_RECORDED DATA_

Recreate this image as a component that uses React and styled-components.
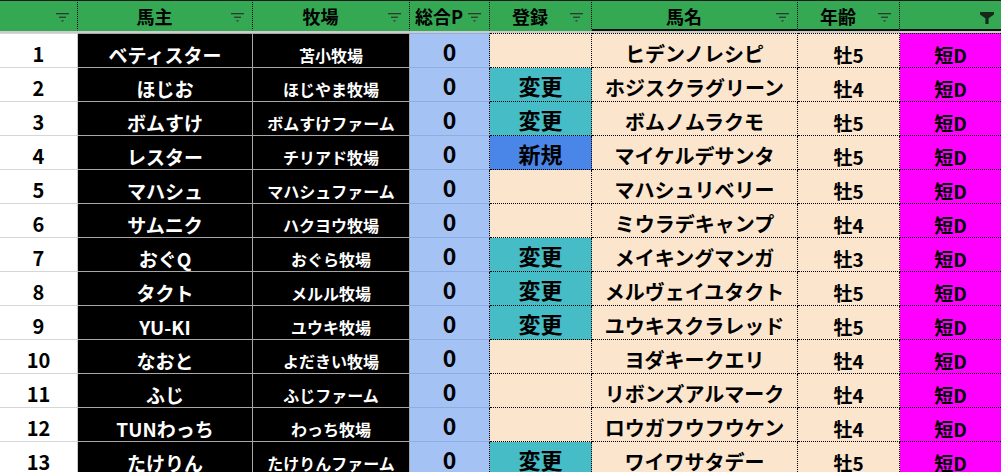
import React from "react";
import styled, { createGlobalStyle, css } from "styled-components";

const GlobalStyle = createGlobalStyle`
  html, body { margin: 0; padding: 0; background: #ffffff; }
  body { font-family: "Noto Sans CJK JP", "Noto Sans", sans-serif; overflow: hidden; }
  * { box-sizing: border-box; }
`;

const GREEN = "#35a853";
const PEACH = "#fce5cd";
const BLUE = "#a4c2f4";
const TEAL = "#46bdc6";
const NEWBLUE = "#4a86e8";
const MAGENTA = "#ff00ff";

const Sheet = styled.div`
  display: grid;
  grid-template-columns: 78px 175px 157px 80px 102px 206px 102px 101px;
  width: 1001px;
`;

const HeaderCell = styled.div`
  display: flex;
  align-items: center;
  height: 31px;
  background: ${GREEN};
  border-top: 1px solid #1c1c1c;
  border-right: ${(p) => (p.$last ? "none" : "1px dotted #000")};
  border-bottom: 2px solid ${(p) => (p.$dark ? "#111" : GREEN)};
`;

const HeaderLabel = styled.div`
  flex: 1;
  text-align: center;
  font-size: 18px;
  line-height: 1;
  font-weight: 700;
  color: #000;
  padding-top: 2px;
  white-space: nowrap;
`;

const FilterBox = styled.div`
  width: 21px;
  display: flex;
  justify-content: flex-start;
  align-items: center;
  padding-top: 5px;
`;

const Band = styled.div`
  grid-column: 1 / -1;
  height: 2px;
  background: #cbcbcb;
`;

const base = css`
  display: flex;
  align-items: center;
  justify-content: center;
  height: ${(p) => (p.$first ? 35 : 34)}px;
  line-height: 1;
  font-weight: 700;
  white-space: nowrap;
  overflow: hidden;
`;

const NumCell = styled.div`
  ${base};
  font-size: 20px;
  color: #000;
  background: #fff;
  padding-top: 6px;
  border-right: 1px solid #c8c8c8;
  border-bottom: 1px solid #d6d6d6;
  border-top: ${(p) => (p.$first ? "1px solid #d6d6d6" : "none")};
`;

const DarkCell = styled.div`
  ${base};
  font-size: ${(p) => p.$size}px;
  padding-top: ${(p) => p.$pt}px;
  color: #fff;
  background: #000;
  border-right: 1px solid #a7a7a7;
  border-bottom: 1px solid #a7a7a7;
  border-top: ${(p) => (p.$first ? "1px solid #a7a7a7" : "none")};
`;

const PointCell = styled.div`
  ${base};
  font-size: 23px;
  padding-top: 1px;
  color: #000;
  background: ${BLUE};
  border-right: 1px dotted #000;
  border-bottom: 1px solid #8eaee3;
  border-top: ${(p) => (p.$first ? "1px solid #8eaee3" : "none")};
`;

const DottedCell = styled.div`
  ${base};
  font-size: ${(p) => p.$size}px;
  padding-top: ${(p) => p.$pt}px;
  color: #000;
  background: ${(p) => p.$bg};
  border-right: ${(p) => (p.$last ? "none" : "1px dotted #000")};
  border-bottom: 1px dotted #000;
  border-top: ${(p) => (p.$first ? "1px dotted #000" : "none")};
`;

const FilterIcon = () => (
  <svg width="13" height="9" viewBox="0 0 13 9">
    <rect x="0" y="0" width="13" height="1.3" fill="#2e3a31" />
    <rect x="3" y="3.6" width="7" height="1.3" fill="#2e3a31" />
    <rect x="5.5" y="7.2" width="2" height="1.3" fill="#2e3a31" />
  </svg>
);

const ActiveFilterIcon = () => (
  <svg width="14" height="12" viewBox="0 0 14 12">
    <path d="M0 0 H14 V2.4 L8.6 6.2 V12 H5.4 V6.2 L0 2.4 Z" fill="#16281a" />
  </svg>
);

const headers = [
  { label: "" },
  { label: "馬主" },
  { label: "牧場" },
  { label: "総合P" },
  { label: "登録" },
  { label: "馬名", dark: true },
  { label: "年齢", dark: true },
  { label: "", dark: true, last: true, active: true },
];

const rows = [
  ["ベティスター", "苫小牧場", "", "ヒデンノレシピ", "牡5"],
  ["ほじお", "ほじやま牧場", "変更", "ホジスクラグリーン", "牡4"],
  ["ボムすけ", "ボムすけファーム", "変更", "ボムノムラクモ", "牡5"],
  ["レスター", "チリアド牧場", "新規", "マイケルデサンタ", "牡5"],
  ["マハシュ", "マハシュファーム", "", "マハシュリベリー", "牡5"],
  ["サムニク", "ハクヨウ牧場", "", "ミウラデキャンプ", "牡4"],
  ["おぐQ", "おぐら牧場", "変更", "メイキングマンガ", "牡3"],
  ["タクト", "メルル牧場", "変更", "メルヴェイユタクト", "牡5"],
  ["YU-KI", "ユウキ牧場", "変更", "ユウキスクラレッド", "牡5"],
  ["なおと", "よだきい牧場", "", "ヨダキークエリ", "牡4"],
  ["ふじ", "ふじファーム", "", "リボンズアルマーク", "牡4"],
  ["TUNわっち", "わっち牧場", "", "ロウガフウフウケン", "牡4"],
  ["たけりん", "たけりんファーム", "変更", "ワイワサタデー", "牡5"],
];

const regColor = (r) => (r === "変更" ? TEAL : r === "新規" ? NEWBLUE : PEACH);

export default function App() {
  return (
    <>
      <GlobalStyle />
      <Sheet>
        {headers.map((h, i) => (
          <HeaderCell key={i} $dark={h.dark} $last={h.last}>
            <HeaderLabel>{h.label}</HeaderLabel>
            <FilterBox>{h.active ? <ActiveFilterIcon /> : <FilterIcon />}</FilterBox>
          </HeaderCell>
        ))}
        <Band />
        {rows.map(([owner, farm, reg, horse, age], i) => {
          const first = i === 0;
          return (
            <React.Fragment key={i}>
              <NumCell $first={first}>{i + 1}</NumCell>
              <DarkCell $first={first} $size={19} $pt={8}>{owner}</DarkCell>
              <DarkCell $first={first} $size={16} $pt={9}>{farm}</DarkCell>
              <PointCell $first={first}>0</PointCell>
              <DottedCell $first={first} $bg={regColor(reg)} $size={22} $pt={0}>{reg}</DottedCell>
              <DottedCell $first={first} $bg={PEACH} $size={20} $pt={7}>{horse}</DottedCell>
              <DottedCell $first={first} $bg={PEACH} $size={19} $pt={8}>{age}</DottedCell>
              <DottedCell $first={first} $bg={MAGENTA} $size={19} $pt={8} $last>短D</DottedCell>
            </React.Fragment>
          );
        })}
      </Sheet>
    </>
  );
}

_WHAT YOU HAVE TO DO_
Pull out all lines in the data above that include "styled".

_SOLUTION_
Recreate this image as a component that uses React and styled-components.
import styled, { createGlobalStyle, css } from "styled-components";
const Sheet = styled.div`
const HeaderCell = styled.div`
const HeaderLabel = styled.div`
const FilterBox = styled.div`
const Band = styled.div`
const NumCell = styled.div`
const DarkCell = styled.div`
const PointCell = styled.div`
const DottedCell = styled.div`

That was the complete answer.